As computing technology evolved and the concept of linking multiple computers together into a “network” that could share data came into being, it was clear that a model was needed to define and enable those connections. Enter the OSI model in computer network idea.


This model allows various devices and software to “communicate” with one another by creating a set of universal rules and functions. Let’s dig into what the model entails.


History of the OSI Model


In the late 1970s, the continued development of computerized technology saw many companies start to introduce their own systems. These systems stood alone from others. For example, a computer at Retailer A has no way to communicate with a computer at Retailer B, with neither computer being able to communicate with the various vendors and other organizations within the retail supply chain.

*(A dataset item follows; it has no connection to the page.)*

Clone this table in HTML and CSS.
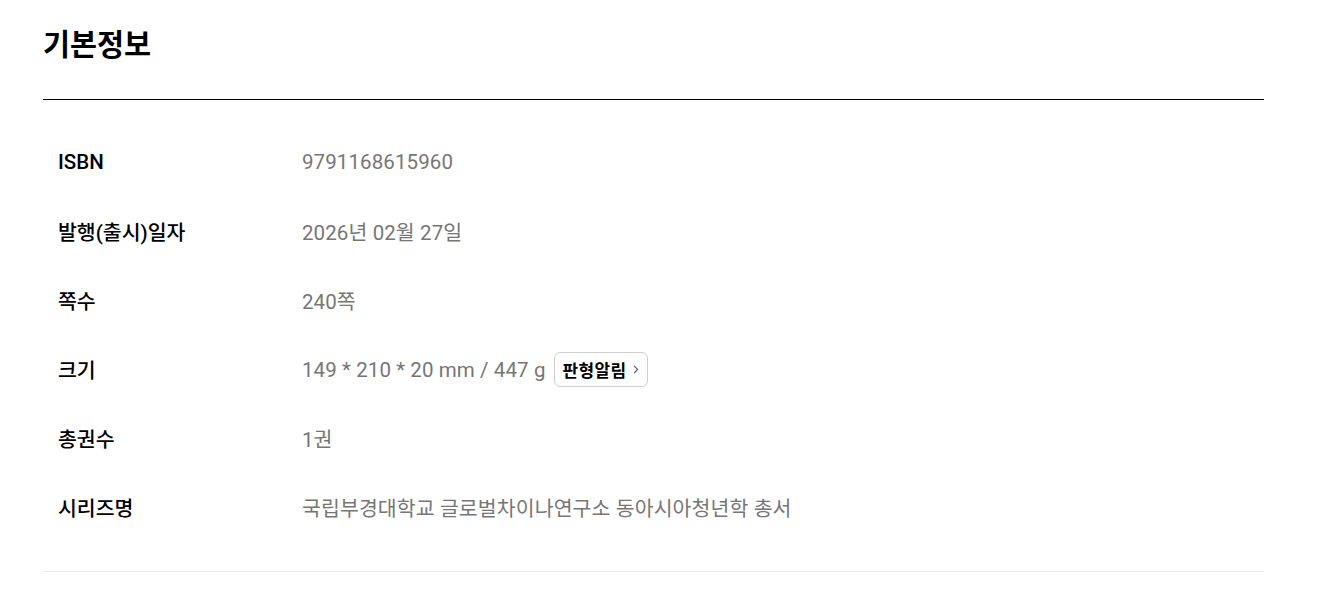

Clearly, some way of connecting these standalone systems was needed, leading to researchers from France, the U.S., and the U.K. splitting into two groups – The International Organization for Standardization and the International Telegraph and Telephone Consultive Committee.


In 1983, these two groups merged their work to create “The Basic Reference Model for Open Systems Interconnection (OSI).” This model established industry standards for communication between networked devices, though the path to OSI’s implementation wasn’t as clear as it could have been. The 1980s and 1990s saw the introduction of another model – The TCP IP model – which competed against the OSI model for supremacy. TCP/IP gained so much traction that it became the cornerstone model for the then-budding internet, leading to the OSI model in computer network applications falling out of favor in many sectors. Despite this, the OSI model is still a valuable reference point for students who want to learn more about networking and still have some practical uses in industry.


The OSI Reference Model


The OSI model works by splitting the concept of computers communicating with one another into seven computer network layers (defined below), each offering standardized rules for its specific function. During the rise of the OSI model, these layers worked in concert, allowing systems to communicate as long as they followed the rules.


Though the OSI model in computer network applications has fallen out of favor on a practical level, it still offers several benefits:


  • The OSI model is perfect for teaching network architecture because it defines how computers communicate.
  • OSI is a layered model, with separation between each layer, so one layer doesn’t affect the operation of any other.
  • The OSI model offers flexibility because of the distinctions it makes between layers, with users being able to replace protocols in any layer without worrying about how they’ll impact the other layers.

The 7 Layers of the OSI Model


The OSI reference model in computer network teaching is a lot like an onion. It has several layers, each standing alone but each needing to be peeled back to get a result. But where peeling back the layers of an onion gets you a tasty ingredient or treat, peeling them back in the OSI model delivers a better understanding of networking and the protocols that lie behind it.


Each of these seven layers serves a different function.


Layer 1: Physical Layer


Sitting at the lowest level of the OSI model, the physical layer is all about the hows and wherefores of transmitting electrical signals from one device to another. Think of it as the protocols needed for the pins, cables, voltages, and every other component of a physical device if said device wants to communicate with another that uses the OSI model.


Layer 2: Data Link Layer


With the physical layer in place, the challenge shifts to transmitting data between devices. The data layer defines how node-to-node transfer occurs, allowing for the packaging of data into “frames” and the correction of errors that may happen in the physical layer.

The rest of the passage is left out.